Fifteen years ago, following the popularity of the New York show "Tango Argentina", the world began to realize that the tango was not the stylized, overly dramatic caricature seen in Hollywood film, but a beautiful and intricate conversation between a man and woman.

The show introduced audiences not only to the dance, but also to the exciting musical repertoire of the Argentine tango.

The world was to learn that tango is a complicated musical art form with a history strikingly similar to the history of American Jazz.

Tango began around 1900 in Buenos Aires as the result of a cultural collision of Italian popular opera tradition, African slave rhythms and Spanish popular dance.

Tango has experienced 4 major periods of growth since 1900.

In the early years of cultural fusion, many of the standard melodies of the art form were written and tango evolved from the brothels to the concert hall.

The next period, from 1920 to 1938, was called the Guardia Vieja.

During this period tango achieved a social respectablity.

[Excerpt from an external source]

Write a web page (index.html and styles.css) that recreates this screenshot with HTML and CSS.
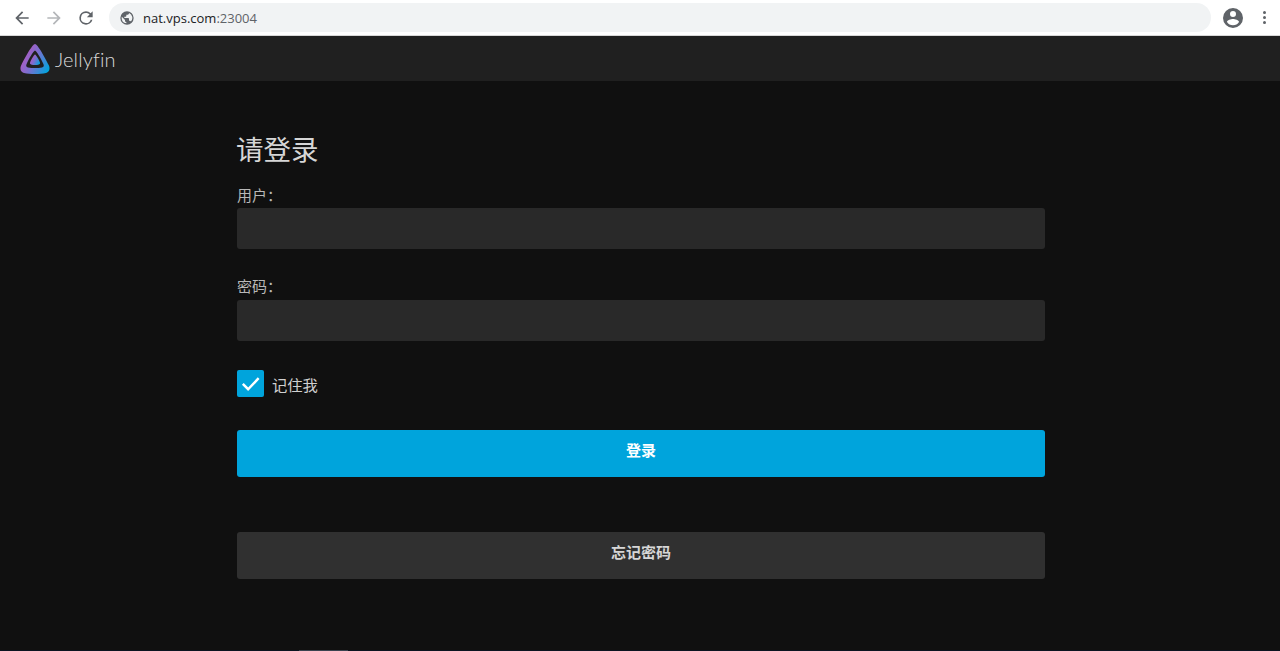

Here the tango became a sophisticated musical form comparable to chamber music through the development of the sexteto typico.

The sexteto tipico consists of 2 bandoneons, 2 violins, bass and piano.
The bandoneon is square shaped portable pump organ held in the lap like a giant concertina.

It was invented in 1850 in Europe for small churches; it is the national instrument of Argentina.

The bandoneon possesses an extraordinary tone that approaches the sound of the human voice.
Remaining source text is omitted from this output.